Lorsque, sur la montagne, il disait : « Faisons trois tentes, une
pour toi, et une pour Moïse, et une pour Elie », c'était encore de l'affection pour Jésus, mais la connaissance de la gloire de cette personne lui
manquait totalement, quoique ses yeux en voient la manifestation. Il mettait la grâce divine au même niveau que « la loi venue par Moïse » pour condamner,
et que la prophétie qui
annonçait le jugement.
Dans la scène des didrachmes, le « oui » de Pierre à la question : « Votre Maître
ne paie-t-il pas ? » dénote encore de l'affection pour son maître qu'il pensait honorer devant ses
compatriotes, mais sans
aucune connaissance de
la dignité de celui qui était Dieu, Créateur, Seigneur du temple, Fils du souverain sur son trône.
Dans un sens, la
connaissance précède les
affections, car au fond, elle n'est pas autre chose que le fait de s’approprier
par le Saint Esprit de l'œuvre,
de l'amour et de la personne de Christ ; elle les suit
aussi, car les
affections pour Christ sont le meilleur moyen de mieux le connaître.
Dans le chapitre qui nous occupe, ces mots de Pierre : « Tu ne me laveras jamais les pieds », dénotent de nouveau son affection, jointe au sentiment de la dignité de Christ, mais aussi l'ignorance de la sacrificature du Sauveur, et d'un amour qui trouvait sa satisfaction dans le dévouement du service. Puis, quand le Seigneur lui dit : « Si je ne te lave, tu n'as pas de part avec moi », il demande à avoir non seulement les pieds lavés, mais aussi les mains et la tête. Certes, c'était de l'affection pour Christ, puisqu'il estimait comme une chose des plus précieuses d'avoir part avec lui ; mais cette affection était accompagnée d'une ignorance complète de l'œuvre qui avait déjà accompli la purification une fois pour toutes (*).
(*) Il faut noter que si l’auteur dit : « accompli », c’est parce que, dès ce chapitre 13 jusqu'à la fin du chapitre 17, le Seigneur se présente à nous comme étant au-delà de la croix, son heure étant venue pour aller de ce monde au Père.
C'est dans cette connaissance de l'œuvre et de l'amour de Christ que se
trouve aussi le secret de
toutes nos relations avec nos frères.
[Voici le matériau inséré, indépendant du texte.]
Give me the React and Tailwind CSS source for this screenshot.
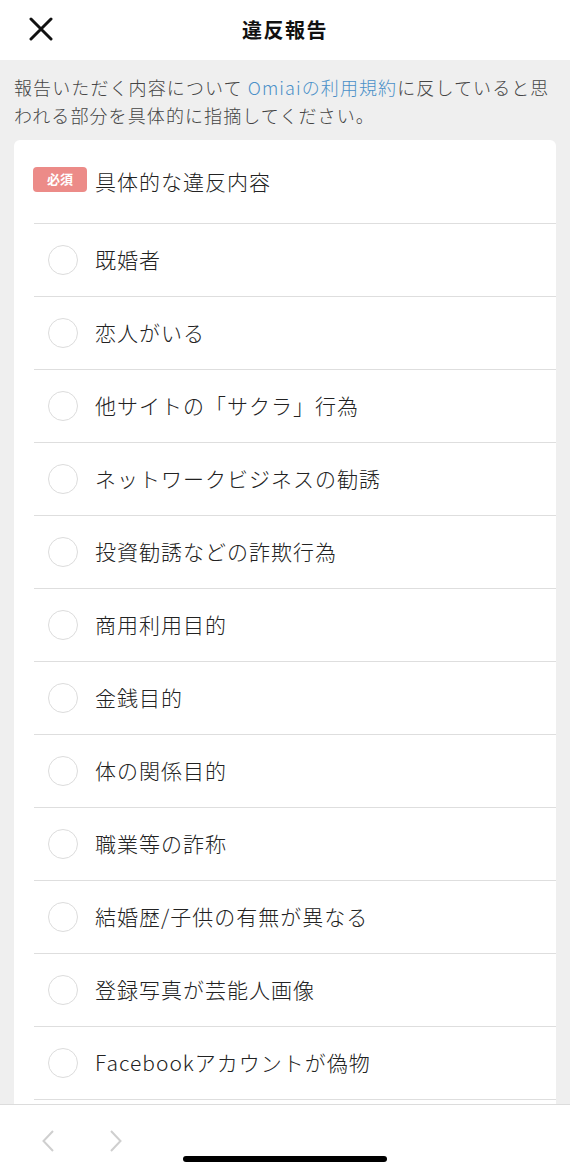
import React from "react";

const reasons = [
  "既婚者",
  "恋人がいる",
  "他サイトの「サクラ」行為",
  "ネットワークビジネスの勧誘",
  "投資勧誘などの詐欺行為",
  "商用利用目的",
  "金銭目的",
  "体の関係目的",
  "職業等の詐称",
  "結婚歴/子供の有無が異なる",
  "登録写真が芸能人画像",
  "Facebookアカウントが偽物",
  "その他",
];

const font = { fontFamily: '"Noto Sans CJK JP", "Noto Sans", sans-serif' };

export default function App() {
  return (
    <div className="h-screen w-full flex flex-col overflow-hidden bg-[#efefef] text-[#333]" style={font}>
      {/* header */}
      <div className="h-[60px] shrink-0 bg-white relative flex items-center justify-center">
        <svg className="absolute left-[29px] top-[17px]" width="24" height="24" viewBox="0 0 24 24">
          <path d="M2 2 L22 22 M22 2 L2 22" stroke="#111" strokeWidth="3" strokeLinecap="round" />
        </svg>
        <h1 className="text-[20px] font-bold text-[#111] tracking-[1.5px]">違反報告</h1>
      </div>

      <div className="flex-1 overflow-hidden">
        <p className="pl-[14px] pr-[10px] pt-[13px] pb-[11px] text-[18px] leading-[28px] text-[#444] tracking-[1.1px] font-light">
          報告いただく内容について <span className="text-[#4a90c8]">Omiaiの利用規約</span>に反していると思われる部分を具体的に指摘してください。
        </p>

        <div className="mx-[14px] bg-white rounded-md">
          <div className="h-[83px] flex items-center pl-[19px] pt-[1px]">
            <span className="h-[25px] w-[54px] rounded-[4px] bg-[#ec8b88] text-white text-[13px] font-bold flex items-center justify-center mb-[6px]">
              必須
            </span>
            <span className="ml-[8px] text-[21px] text-[#222] tracking-[1px] font-light">具体的な違反内容</span>
          </div>
          <div className="ml-5">
            {reasons.map((r) => (
              <div key={r} className="h-[73px] border-t border-[#dedede] flex items-center pl-[14px]">
                <span className="w-[30px] h-[30px] rounded-full border border-[#dcdcdc] shrink-0" />
                <span className="ml-[17px] text-[21px] text-[#222] tracking-[1px] font-light">{r}</span>
              </div>
            ))}
          </div>
        </div>
      </div>

      {/* bottom toolbar */}
      <div className="h-[69px] shrink-0 bg-white border-t border-[#dcdcdc] relative">
        <div className="flex items-center gap-[56px] pl-[42px] pt-[25px]">
          <svg width="12" height="22" viewBox="0 0 12 22">
            <path d="M11 1 L1.5 11 L11 21" fill="none" stroke="#cfcfcf" strokeWidth="2" />
          </svg>
          <svg width="12" height="22" viewBox="0 0 12 22">
            <path d="M1 1 L10.5 11 L1 21" fill="none" stroke="#cfcfcf" strokeWidth="2" />
          </svg>
        </div>
        <div className="absolute left-[183px] bottom-[11px] w-[204px] h-[6px] rounded-full bg-black" />
      </div>
    </div>
  );
}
Comme le Seigneur les avait aimés, les disciples devaient s'aimer les uns
les autres (verset 34) ; comme il avait lavé leurs pieds, eux aussi
devaient se laver les pieds les uns aux autres (verset 14).
A ce propos, remarquons en passant que, lorsque nous avons besoin de la sacrificature pour être nous-mêmes restaurés, ce n'est pas le moment de l'exercer vis-à-vis de nos frères. Pour faire aspersion avec l'eau de la purification sur celui qui avait été souillé par un mort, il fallait un homme pur qui lui-même ne se fût pas souillé (Nombres 19). Si nous manquons de vigilance dans notre marche, nous perdons, avec la communion qui en est la conséquence, le grand privilège du service sacerdotal envers les autres.
Le manque de puissance de Pierre
Comme nous l'avons dit plus haut, la seconde chose qui manquait à Pierre était la puissance. Humainement, il était caractérisé par une énergie, qui lui faisait affronter les difficultés, mais qui, étant l'énergie de la chair, ne le rendait pas capable de les surmonter. « Je te suivrai ». « Je laisserai ma vie pour toi ». « Je ne t'abandonnerai pas », tel est son langage habituel. C'était de l'affection toujours, mais sans la puissance divine ; et cette affection n'empêche pas le disciple de renier son maître. La puissance qui lui manque est celle de l'Esprit, qui est exactement l'opposé de celle de la chair, et qui ne se développe que dans la mesure où la chair est jugée. Il faut, pour qu'elle se manifeste pleinement, que l'homme ait la conscience de sa complète impuissance.
Pierre ne pouvait avoir ni cette connaissance, ni cette puissance, avant la mort et la résurrection de Christ, et avant le don du Saint Esprit, mais les expériences qu'il a dû faire, alors qu'il ne possédait pas encore ces deux choses, lui ont été profitables. Elles le sont et le seront à d'autres. Dans les Actes, tout est changé dans la carrière de Pierre. Connaissance de Christ, puissance, oubli de soi, action bénie sur les autres, se rencontrent à chaque pas. Les choses vieilles sont passées, c'est la nouvelle carrière d'un nouvel homme.